:: Supplied material ::

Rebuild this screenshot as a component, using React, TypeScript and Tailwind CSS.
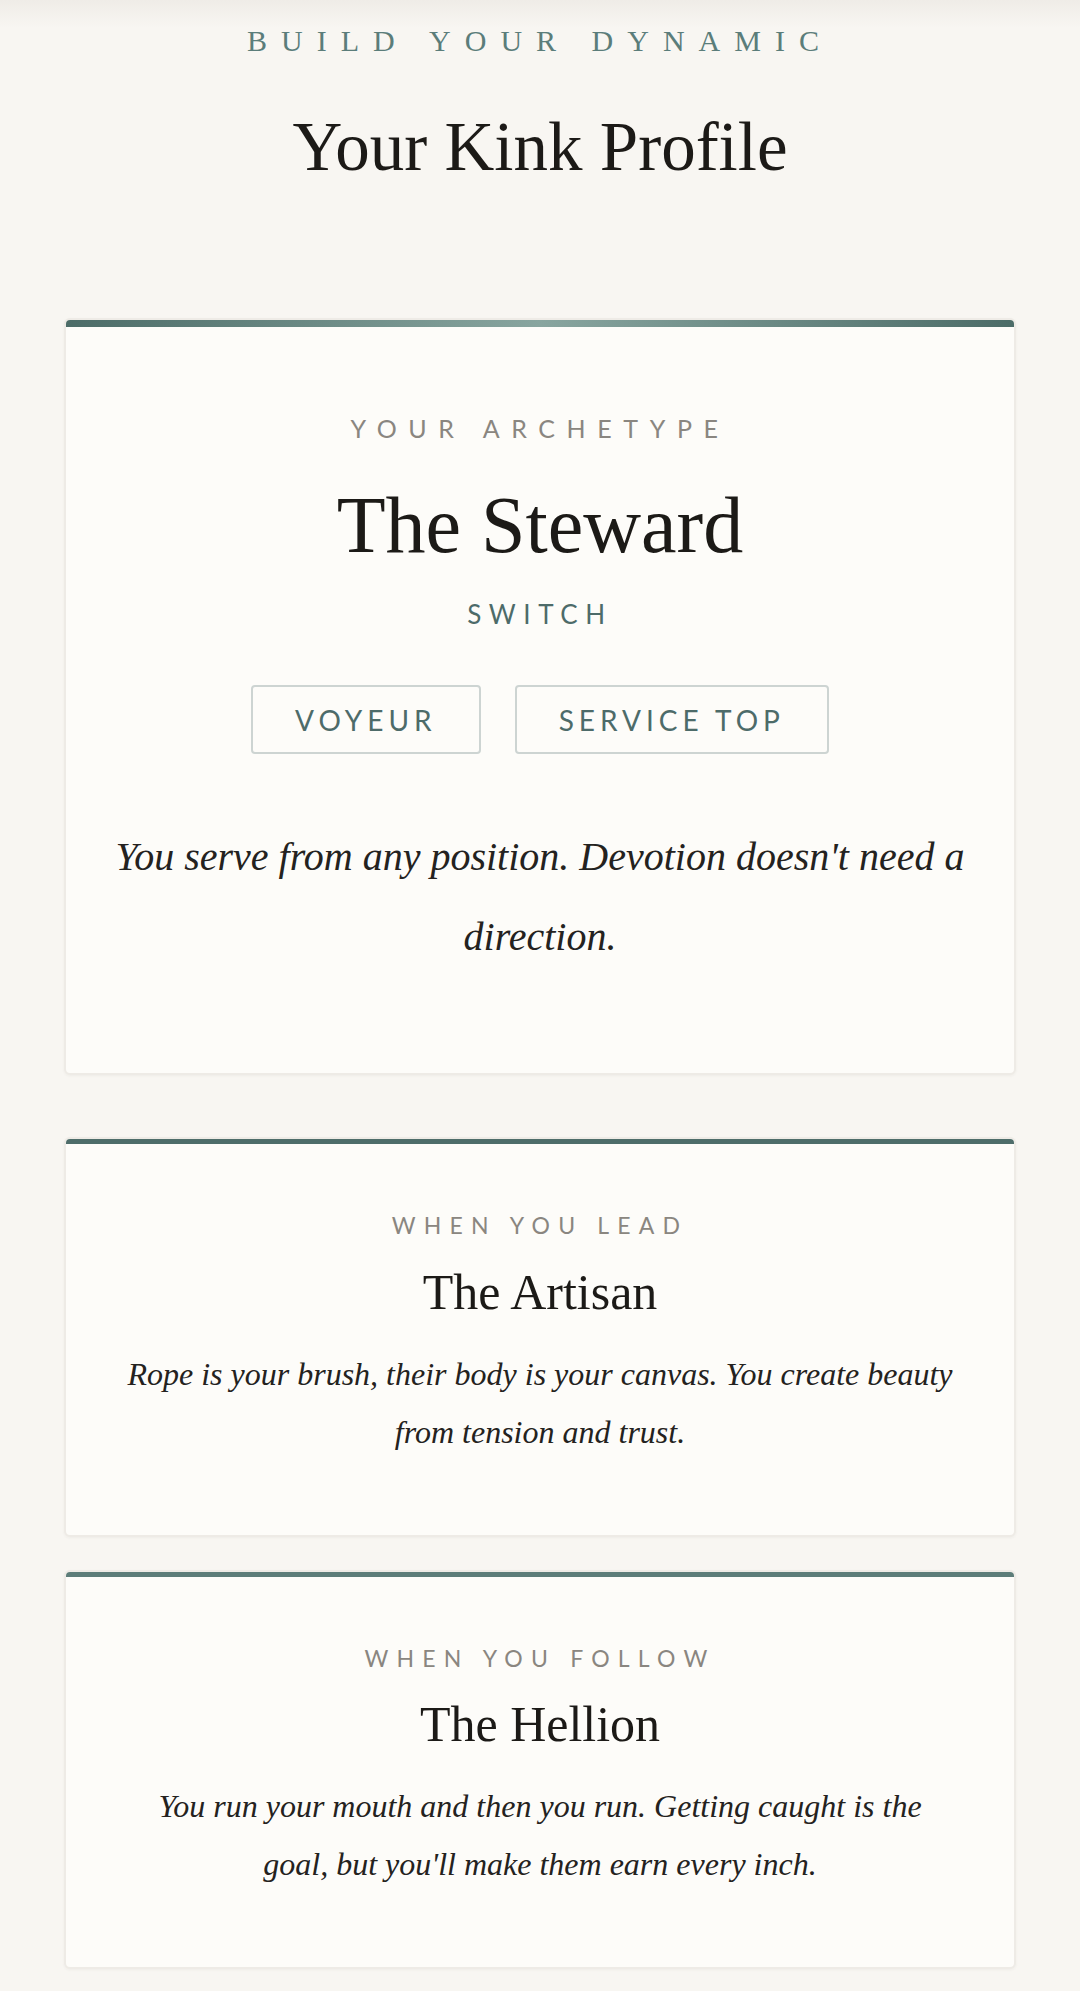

:::
:: Supplied material ::

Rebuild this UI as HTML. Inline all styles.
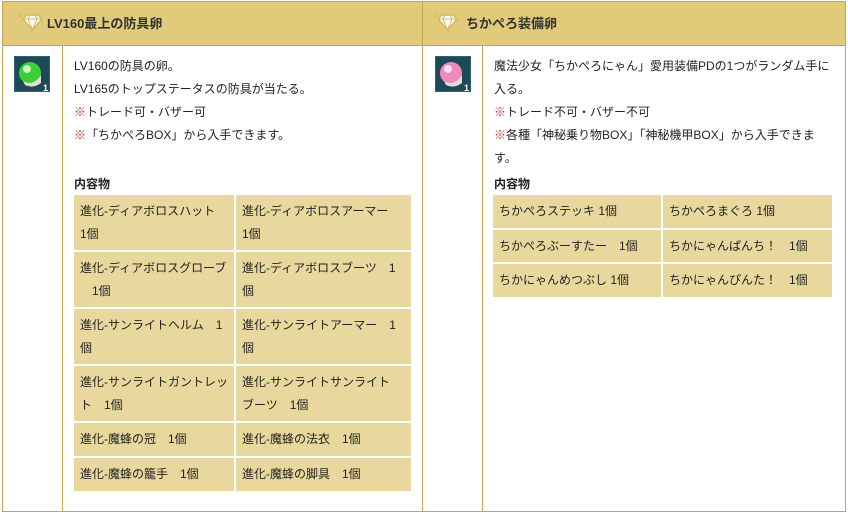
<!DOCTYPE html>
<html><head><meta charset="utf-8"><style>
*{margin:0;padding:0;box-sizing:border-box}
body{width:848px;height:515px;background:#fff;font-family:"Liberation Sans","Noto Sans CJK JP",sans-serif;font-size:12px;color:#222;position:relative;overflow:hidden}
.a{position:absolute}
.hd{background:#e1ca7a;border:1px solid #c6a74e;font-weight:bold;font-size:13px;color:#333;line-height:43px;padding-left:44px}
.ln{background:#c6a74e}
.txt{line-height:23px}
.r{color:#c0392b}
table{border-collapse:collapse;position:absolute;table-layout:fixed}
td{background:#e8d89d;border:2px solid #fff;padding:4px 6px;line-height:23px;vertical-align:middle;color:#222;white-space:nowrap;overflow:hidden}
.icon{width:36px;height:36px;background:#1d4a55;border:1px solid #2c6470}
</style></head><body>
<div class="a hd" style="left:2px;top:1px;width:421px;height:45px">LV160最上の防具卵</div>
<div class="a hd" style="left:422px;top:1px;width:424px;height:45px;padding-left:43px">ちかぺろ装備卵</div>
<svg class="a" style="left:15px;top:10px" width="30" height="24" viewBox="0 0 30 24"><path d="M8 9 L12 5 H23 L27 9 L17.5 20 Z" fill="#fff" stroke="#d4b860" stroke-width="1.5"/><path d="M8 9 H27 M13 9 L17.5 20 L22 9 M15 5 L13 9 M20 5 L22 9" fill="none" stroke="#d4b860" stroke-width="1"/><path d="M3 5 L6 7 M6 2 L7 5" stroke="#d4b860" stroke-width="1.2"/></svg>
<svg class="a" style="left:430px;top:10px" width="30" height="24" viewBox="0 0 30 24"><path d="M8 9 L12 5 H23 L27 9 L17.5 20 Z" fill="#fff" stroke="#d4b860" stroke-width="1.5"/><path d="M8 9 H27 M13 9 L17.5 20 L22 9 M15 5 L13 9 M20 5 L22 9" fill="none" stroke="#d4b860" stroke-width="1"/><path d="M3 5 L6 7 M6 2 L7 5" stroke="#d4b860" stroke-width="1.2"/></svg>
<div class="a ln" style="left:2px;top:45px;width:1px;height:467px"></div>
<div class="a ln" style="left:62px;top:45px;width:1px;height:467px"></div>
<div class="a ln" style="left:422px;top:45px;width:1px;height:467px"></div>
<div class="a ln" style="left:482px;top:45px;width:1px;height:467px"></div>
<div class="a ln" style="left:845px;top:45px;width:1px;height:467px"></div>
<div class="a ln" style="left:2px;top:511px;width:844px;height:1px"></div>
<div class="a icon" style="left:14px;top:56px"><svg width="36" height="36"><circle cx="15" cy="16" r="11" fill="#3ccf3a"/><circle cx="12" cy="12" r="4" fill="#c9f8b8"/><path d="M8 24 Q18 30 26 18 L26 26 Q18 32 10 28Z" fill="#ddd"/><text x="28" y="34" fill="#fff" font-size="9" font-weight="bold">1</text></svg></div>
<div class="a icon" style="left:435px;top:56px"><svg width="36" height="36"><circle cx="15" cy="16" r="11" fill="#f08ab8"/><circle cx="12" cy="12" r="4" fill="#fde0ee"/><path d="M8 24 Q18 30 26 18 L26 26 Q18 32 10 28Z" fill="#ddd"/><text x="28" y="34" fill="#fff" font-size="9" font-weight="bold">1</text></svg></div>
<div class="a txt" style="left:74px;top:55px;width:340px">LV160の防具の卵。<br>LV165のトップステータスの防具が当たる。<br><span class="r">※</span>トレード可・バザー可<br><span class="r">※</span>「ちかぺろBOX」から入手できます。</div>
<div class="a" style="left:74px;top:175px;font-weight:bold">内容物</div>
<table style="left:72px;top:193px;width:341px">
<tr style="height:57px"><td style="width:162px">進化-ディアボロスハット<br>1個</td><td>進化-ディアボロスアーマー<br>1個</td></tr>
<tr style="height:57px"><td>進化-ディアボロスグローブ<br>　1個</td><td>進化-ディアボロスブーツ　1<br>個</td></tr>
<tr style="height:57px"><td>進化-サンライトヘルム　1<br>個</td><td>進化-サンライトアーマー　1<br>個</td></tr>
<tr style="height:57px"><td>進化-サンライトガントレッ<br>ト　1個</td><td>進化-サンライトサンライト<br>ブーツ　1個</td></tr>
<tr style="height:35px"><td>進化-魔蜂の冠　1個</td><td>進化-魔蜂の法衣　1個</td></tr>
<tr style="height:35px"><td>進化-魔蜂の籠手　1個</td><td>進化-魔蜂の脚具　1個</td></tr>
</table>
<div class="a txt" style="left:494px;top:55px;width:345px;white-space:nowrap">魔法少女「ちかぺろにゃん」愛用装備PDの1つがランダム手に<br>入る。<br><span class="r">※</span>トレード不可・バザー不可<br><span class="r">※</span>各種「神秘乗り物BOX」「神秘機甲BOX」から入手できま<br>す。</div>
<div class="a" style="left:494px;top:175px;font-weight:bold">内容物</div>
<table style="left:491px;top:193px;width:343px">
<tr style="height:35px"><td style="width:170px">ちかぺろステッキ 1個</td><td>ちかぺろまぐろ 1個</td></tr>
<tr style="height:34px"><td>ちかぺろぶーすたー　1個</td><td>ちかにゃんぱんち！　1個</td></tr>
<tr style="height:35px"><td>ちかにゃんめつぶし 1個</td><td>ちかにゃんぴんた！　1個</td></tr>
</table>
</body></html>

:::

To be done: Which lines contain the word "this"? Copy each one.

Exercise response:
Rebuild this screenshot as a component, using React, TypeScript and Tailwind CSS.
Rebuild this UI as HTML. Inline all styles.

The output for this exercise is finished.